**RECORDS PROVIDED**:
_ _ _ _

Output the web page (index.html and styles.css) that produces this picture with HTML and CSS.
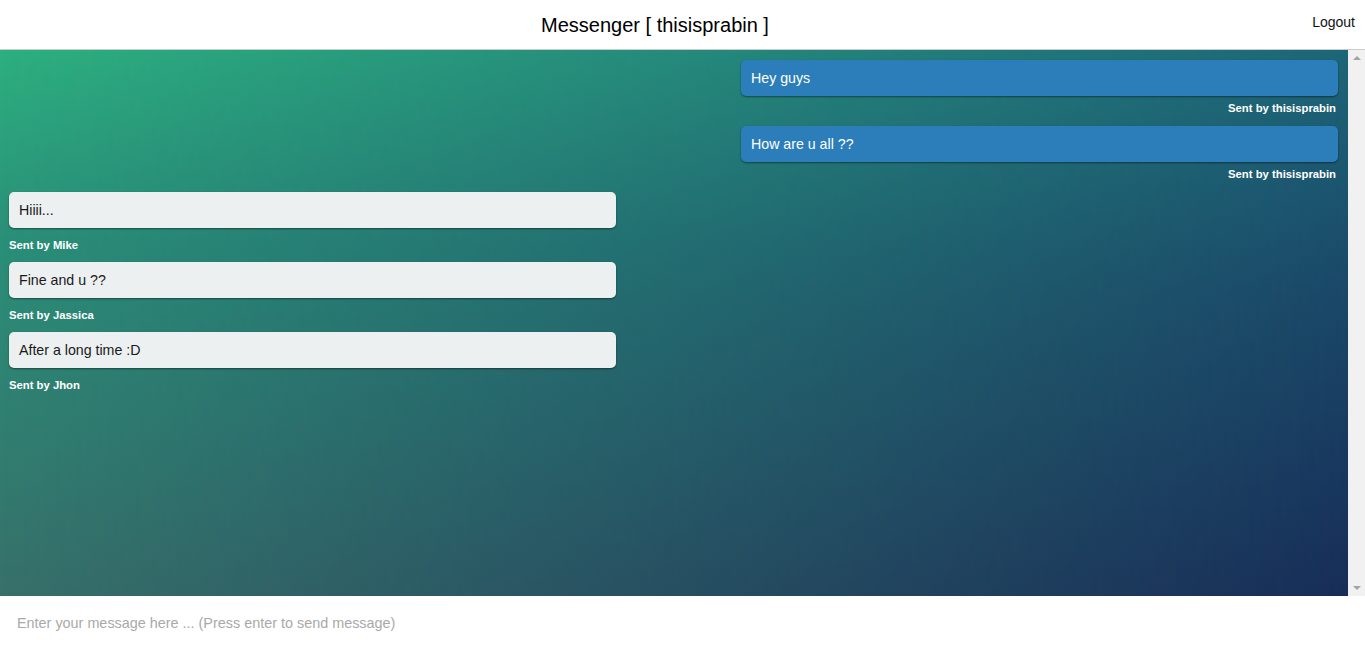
FILE: index.html
```html
<!DOCTYPE html>
<html lang="en">
<head>
<meta charset="utf-8">
<title>Messenger</title>
<link rel="stylesheet" href="styles.css">
</head>
<body>
<div class="app">
  <header class="topbar">
    <h1 class="title">Messenger [ thisisprabin ]</h1>
    <a class="logout" href="#">Logout</a>
  </header>
  <main class="chat-wrap">
    <section class="chat">
      <div class="msg mine">
        <div class="bubble">Hey guys</div>
        <div class="sender">Sent by thisisprabin</div>
      </div>
      <div class="msg mine">
        <div class="bubble">How are u all ??</div>
        <div class="sender">Sent by thisisprabin</div>
      </div>
      <div class="msg theirs">
        <div class="bubble">Hiiii...</div>
        <div class="sender">Sent by Mike</div>
      </div>
      <div class="msg theirs">
        <div class="bubble">Fine and u ??</div>
        <div class="sender">Sent by Jassica</div>
      </div>
      <div class="msg theirs">
        <div class="bubble">After a long time :D</div>
        <div class="sender">Sent by Jhon</div>
      </div>
    </section>
    <div class="scrollbar">
      <span class="arrow up"></span>
      <span class="arrow down"></span>
    </div>
  </main>
  <footer class="composer">
    <input class="input" type="text" placeholder="Enter your message here ... (Press enter to send message)">
  </footer>
</div>
</body>
</html>
```
FILE: styles.css
```css
* { box-sizing: border-box; }
html, body { margin: 0; padding: 0; height: 100%; }
body {
  font-family: "Liberation Sans", Arial, sans-serif;
  background: #fff;
  overflow: hidden;
}
.app {
  display: flex;
  flex-direction: column;
  height: 647px;
}
.topbar {
  height: 50px;
  flex: none;
  display: flex;
  align-items: center;
  border-bottom: 1px solid #c9cccc;
  background: #fff;
}
.title {
  flex: 1;
  margin: 0;
  text-align: center;
  font-size: 20px;
  font-weight: normal;
  color: #000;
  line-height: 24px;
  padding-top: 1px;
}
.logout {
  width: 55px;
  padding-right: 10px;
  text-align: right;
  font-size: 14px;
  color: #111;
  text-decoration: none;
  margin-top: -6px;
}
.chat-wrap {
  height: 546px;
  flex: none;
  display: flex;
}
.chat {
  flex: 1;
  position: relative;
  background: linear-gradient(to bottom, #2db07f 0%, #2a8f78 35%, #37706a 100%);
  display: flex;
  flex-direction: column;
  padding-top: 10px;
  overflow: hidden;
}
.chat::before {
  content: "";
  position: absolute;
  inset: 0;
  background: linear-gradient(to bottom, #1d6578 0%, #1a4768 45%, #172d58 100%);
  -webkit-mask-image: linear-gradient(to right, transparent 0%, #000 100%);
  mask-image: linear-gradient(to right, transparent 0%, #000 100%);
}
.msg {
  position: relative;
  z-index: 1;
  display: flex;
  flex-direction: column;
}
.bubble {
  height: 36px;
  line-height: 36px;
  padding: 0 10px;
  font-size: 14.2px;
  border-radius: 5px;
  box-shadow: 0 1px 2px rgba(0, 0, 0, 0.45);
}
.sender {
  font-size: 11.3px;
  font-weight: bold;
  color: #fff;
  line-height: 14px;
}
.mine {
  align-items: flex-end;
  padding-right: 10px;
  margin-bottom: 11px;
}
.mine .bubble {
  width: 597px;
  background: #2b7eb9;
  color: #fff;
}
.mine .sender {
  margin-top: 5px;
  padding-right: 2px;
}
.theirs {
  align-items: flex-start;
  padding-left: 9px;
  margin-bottom: 10px;
}
.theirs .bubble {
  width: 607px;
  background: #ecf0f1;
  color: #1a1a1a;
}
.theirs .sender {
  margin-top: 10px;
}
.scrollbar {
  width: 17px;
  flex: none;
  background: #f1f1f1;
  display: flex;
  flex-direction: column;
  justify-content: space-between;
  align-items: center;
  padding: 6px 0 6px;
}
.arrow {
  width: 0;
  height: 0;
  border-left: 4px solid transparent;
  border-right: 4px solid transparent;
}
.arrow.up { border-bottom: 4px solid #a3a3a3; }
.arrow.down { border-top: 4px solid #a3a3a3; }
.composer {
  flex: 1;
  display: flex;
  background: #fff;
}
.input {
  flex: 1;
  border: none;
  outline: none;
  padding: 2px 17px 0;
  font-family: "Liberation Sans", Arial, sans-serif;
  font-size: 14.4px;
  color: #333;
  background: #fff;
}
.input::placeholder { color: #a9a9a9; }
```
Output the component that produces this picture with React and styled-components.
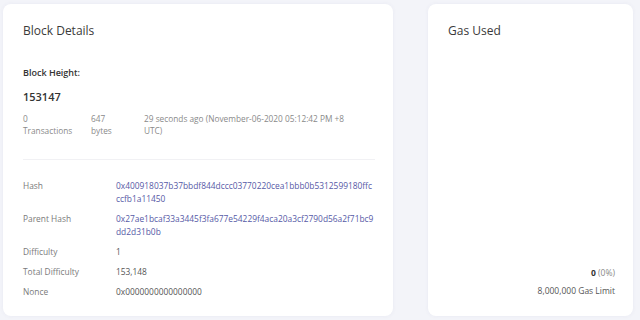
import styled, { createGlobalStyle } from "styled-components";

const GlobalStyle = createGlobalStyle`
  body {
    margin: 0;
    background: #f3f4f9;
    font-family: "Open Sans", "Liberation Sans", sans-serif;
  }
`;

const Page = styled.div`
  display: flex;
  gap: 35px;
  padding: 4px 7px 4px 3px;
  height: 320px;
  box-sizing: border-box;
`;

const Card = styled.div`
  background: #fff;
  border-radius: 8px;
  box-shadow: 0 0 4px rgba(60, 70, 130, 0.06);
  box-sizing: border-box;
  width: ${(p) => p.width}px;
  height: 312px;
  padding: 18px 18px 0 20px;
  display: flex;
  flex-direction: column;
`;

const CardTitle = styled.h2`
  margin: 0;
  font-size: 12px;
  font-weight: 400;
  color: #3a3a3a;
  line-height: 18px;
`;

const Label = styled.div`
  margin-top: 26px;
  font-size: 9px;
  font-weight: 600;
  color: #333;
`;

const Height = styled.div`
  margin-top: 10px;
  font-size: 11px;
  font-weight: 600;
  color: #333;
`;

const Stats = styled.div`
  display: grid;
  grid-template-columns: 68px 53px 210px;
  margin-top: 9px;
  font-size: 8.3px;
  line-height: 12px;
  color: #8a8a8a;
  padding-bottom: 22px;
  border-bottom: 1px solid #f1f1f4;
`;

const Details = styled.div`
  display: grid;
  grid-template-columns: 93px 1fr;
  row-gap: 7px;
  margin-top: 19px;
  font-size: 8.4px;
  line-height: 13px;
`;

const Key = styled.div`
  color: #7a7a7a;
`;

const Value = styled.div`
  color: ${(p) => (p.$link ? "#5659a6" : "#555")};
  word-break: break-all;
`;

const GasBody = styled.div`
  flex: 1;
  display: flex;
  flex-direction: column;
  justify-content: flex-end;
  align-items: flex-end;
  padding-bottom: 19px;
  font-size: 8.5px;
  line-height: 12px;
  color: #555;
  gap: 6px;
`;

const Strong = styled.b`
  font-weight: 700;
  color: #333;
`;

const Muted = styled.span`
  color: #888;
`;

const details = [
  ["Hash", "0x400918037b37bbdf844dccc03770220cea1bbb0b5312599180ffcccfb1a11450", true],
  ["Parent Hash", "0x27ae1bcaf33a3445f3fa677e54229f4aca20a3cf2790d56a2f71bc9dd2d31b0b", true],
  ["Difficulty", "1"],
  ["Total Difficulty", "153,148"],
  ["Nonce", "0x0000000000000000"],
];

export default function App() {
  return (
    <>
      <GlobalStyle />
      <Page>
        <Card width={390}>
          <CardTitle>Block Details</CardTitle>
          <Label>Block Height:</Label>
          <Height>153147</Height>
          <Stats>
            <div>0<br />Transactions</div>
            <div>647<br />bytes</div>
            <div>29 seconds ago (November-06-2020 05:12:42 PM +8 UTC)</div>
          </Stats>
          <Details>
            {details.flatMap(([k, v, link]) => [
              <Key key={k + "-k"}>{k}</Key>,
              <Value key={k + "-v"} $link={link}>{v}</Value>,
            ])}
          </Details>
        </Card>
        <Card width={205}>
          <CardTitle>Gas Used</CardTitle>
          <GasBody>
            <div>
              <Strong>0</Strong> <Muted>(0%)</Muted>
            </div>
            <div>8,000,000 Gas Limit</div>
          </GasBody>
        </Card>
      </Page>
    </>
  );
}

_ _ _ _

**YOUR INSTRUCTIONS**: Pictures are to be left out; all else in the entries above is to be quoted exactly.

**FINISHED EXERCISE**:
Output the web page (index.html and styles.css) that produces this picture with HTML and CSS.
FILE: index.html
```html
<!DOCTYPE html>
<html lang="en">
<head>
<meta charset="utf-8">
<title>Messenger</title>
<link rel="stylesheet" href="styles.css">
</head>
<body>
<div class="app">
  <header class="topbar">
    <h1 class="title">Messenger [ thisisprabin ]</h1>
    <a class="logout" href="#">Logout</a>
  </header>
  <main class="chat-wrap">
    <section class="chat">
      <div class="msg mine">
        <div class="bubble">Hey guys</div>
        <div class="sender">Sent by thisisprabin</div>
      </div>
      <div class="msg mine">
        <div class="bubble">How are u all ??</div>
        <div class="sender">Sent by thisisprabin</div>
      </div>
      <div class="msg theirs">
        <div class="bubble">Hiiii...</div>
        <div class="sender">Sent by Mike</div>
      </div>
      <div class="msg theirs">
        <div class="bubble">Fine and u ??</div>
        <div class="sender">Sent by Jassica</div>
      </div>
      <div class="msg theirs">
        <div class="bubble">After a long time :D</div>
        <div class="sender">Sent by Jhon</div>
      </div>
    </section>
    <div class="scrollbar">
      <span class="arrow up"></span>
      <span class="arrow down"></span>
    </div>
  </main>
  <footer class="composer">
    <input class="input" type="text" placeholder="Enter your message here ... (Press enter to send message)">
  </footer>
</div>
</body>
</html>
```
FILE: styles.css
```css
* { box-sizing: border-box; }
html, body { margin: 0; padding: 0; height: 100%; }
body {
  font-family: "Liberation Sans", Arial, sans-serif;
  background: #fff;
  overflow: hidden;
}
.app {
  display: flex;
  flex-direction: column;
  height: 647px;
}
.topbar {
  height: 50px;
  flex: none;
  display: flex;
  align-items: center;
  border-bottom: 1px solid #c9cccc;
  background: #fff;
}
.title {
  flex: 1;
  margin: 0;
  text-align: center;
  font-size: 20px;
  font-weight: normal;
  color: #000;
  line-height: 24px;
  padding-top: 1px;
}
.logout {
  width: 55px;
  padding-right: 10px;
  text-align: right;
  font-size: 14px;
  color: #111;
  text-decoration: none;
  margin-top: -6px;
}
.chat-wrap {
  height: 546px;
  flex: none;
  display: flex;
}
.chat {
  flex: 1;
  position: relative;
  background: linear-gradient(to bottom, #2db07f 0%, #2a8f78 35%, #37706a 100%);
  display: flex;
  flex-direction: column;
  padding-top: 10px;
  overflow: hidden;
}
.chat::before {
  content: "";
  position: absolute;
  inset: 0;
  background: linear-gradient(to bottom, #1d6578 0%, #1a4768 45%, #172d58 100%);
  -webkit-mask-image: linear-gradient(to right, transparent 0%, #000 100%);
  mask-image: linear-gradient(to right, transparent 0%, #000 100%);
}
.msg {
  position: relative;
  z-index: 1;
  display: flex;
  flex-direction: column;
}
.bubble {
  height: 36px;
  line-height: 36px;
  padding: 0 10px;
  font-size: 14.2px;
  border-radius: 5px;
  box-shadow: 0 1px 2px rgba(0, 0, 0, 0.45);
}
.sender {
  font-size: 11.3px;
  font-weight: bold;
  color: #fff;
  line-height: 14px;
}
.mine {
  align-items: flex-end;
  padding-right: 10px;
  margin-bottom: 11px;
}
.mine .bubble {
  width: 597px;
  background: #2b7eb9;
  color: #fff;
}
.mine .sender {
  margin-top: 5px;
  padding-right: 2px;
}
.theirs {
  align-items: flex-start;
  padding-left: 9px;
  margin-bottom: 10px;
}
.theirs .bubble {
  width: 607px;
  background: #ecf0f1;
  color: #1a1a1a;
}
.theirs .sender {
  margin-top: 10px;
}
.scrollbar {
  width: 17px;
  flex: none;
  background: #f1f1f1;
  display: flex;
  flex-direction: column;
  justify-content: space-between;
  align-items: center;
  padding: 6px 0 6px;
}
.arrow {
  width: 0;
  height: 0;
  border-left: 4px solid transparent;
  border-right: 4px solid transparent;
}
.arrow.up { border-bottom: 4px solid #a3a3a3; }
.arrow.down { border-top: 4px solid #a3a3a3; }
.composer {
  flex: 1;
  display: flex;
  background: #fff;
}
.input {
  flex: 1;
  border: none;
  outline: none;
  padding: 2px 17px 0;
  font-family: "Liberation Sans", Arial, sans-serif;
  font-size: 14.4px;
  color: #333;
  background: #fff;
}
.input::placeholder { color: #a9a9a9; }
```
Output the component that produces this picture with React and styled-components.
import styled, { createGlobalStyle } from "styled-components";

const GlobalStyle = createGlobalStyle`
  body {
    margin: 0;
    background: #f3f4f9;
    font-family: "Open Sans", "Liberation Sans", sans-serif;
  }
`;

const Page = styled.div`
  display: flex;
  gap: 35px;
  padding: 4px 7px 4px 3px;
  height: 320px;
  box-sizing: border-box;
`;

const Card = styled.div`
  background: #fff;
  border-radius: 8px;
  box-shadow: 0 0 4px rgba(60, 70, 130, 0.06);
  box-sizing: border-box;
  width: ${(p) => p.width}px;
  height: 312px;
  padding: 18px 18px 0 20px;
  display: flex;
  flex-direction: column;
`;

const CardTitle = styled.h2`
  margin: 0;
  font-size: 12px;
  font-weight: 400;
  color: #3a3a3a;
  line-height: 18px;
`;

const Label = styled.div`
  margin-top: 26px;
  font-size: 9px;
  font-weight: 600;
  color: #333;
`;

const Height = styled.div`
  margin-top: 10px;
  font-size: 11px;
  font-weight: 600;
  color: #333;
`;

const Stats = styled.div`
  display: grid;
  grid-template-columns: 68px 53px 210px;
  margin-top: 9px;
  font-size: 8.3px;
  line-height: 12px;
  color: #8a8a8a;
  padding-bottom: 22px;
  border-bottom: 1px solid #f1f1f4;
`;

const Details = styled.div`
  display: grid;
  grid-template-columns: 93px 1fr;
  row-gap: 7px;
  margin-top: 19px;
  font-size: 8.4px;
  line-height: 13px;
`;

const Key = styled.div`
  color: #7a7a7a;
`;

const Value = styled.div`
  color: ${(p) => (p.$link ? "#5659a6" : "#555")};
  word-break: break-all;
`;

const GasBody = styled.div`
  flex: 1;
  display: flex;
  flex-direction: column;
  justify-content: flex-end;
  align-items: flex-end;
  padding-bottom: 19px;
  font-size: 8.5px;
  line-height: 12px;
  color: #555;
  gap: 6px;
`;

const Strong = styled.b`
  font-weight: 700;
  color: #333;
`;

const Muted = styled.span`
  color: #888;
`;

const details = [
  ["Hash", "0x400918037b37bbdf844dccc03770220cea1bbb0b5312599180ffcccfb1a11450", true],
  ["Parent Hash", "0x27ae1bcaf33a3445f3fa677e54229f4aca20a3cf2790d56a2f71bc9dd2d31b0b", true],
  ["Difficulty", "1"],
  ["Total Difficulty", "153,148"],
  ["Nonce", "0x0000000000000000"],
];

export default function App() {
  return (
    <>
      <GlobalStyle />
      <Page>
        <Card width={390}>
          <CardTitle>Block Details</CardTitle>
          <Label>Block Height:</Label>
          <Height>153147</Height>
          <Stats>
            <div>0<br />Transactions</div>
            <div>647<br />bytes</div>
            <div>29 seconds ago (November-06-2020 05:12:42 PM +8 UTC)</div>
          </Stats>
          <Details>
            {details.flatMap(([k, v, link]) => [
              <Key key={k + "-k"}>{k}</Key>,
              <Value key={k + "-v"} $link={link}>{v}</Value>,
            ])}
          </Details>
        </Card>
        <Card width={205}>
          <CardTitle>Gas Used</CardTitle>
          <GasBody>
            <div>
              <Strong>0</Strong> <Muted>(0%)</Muted>
            </div>
            <div>8,000,000 Gas Limit</div>
          </GasBody>
        </Card>
      </Page>
    </>
  );
}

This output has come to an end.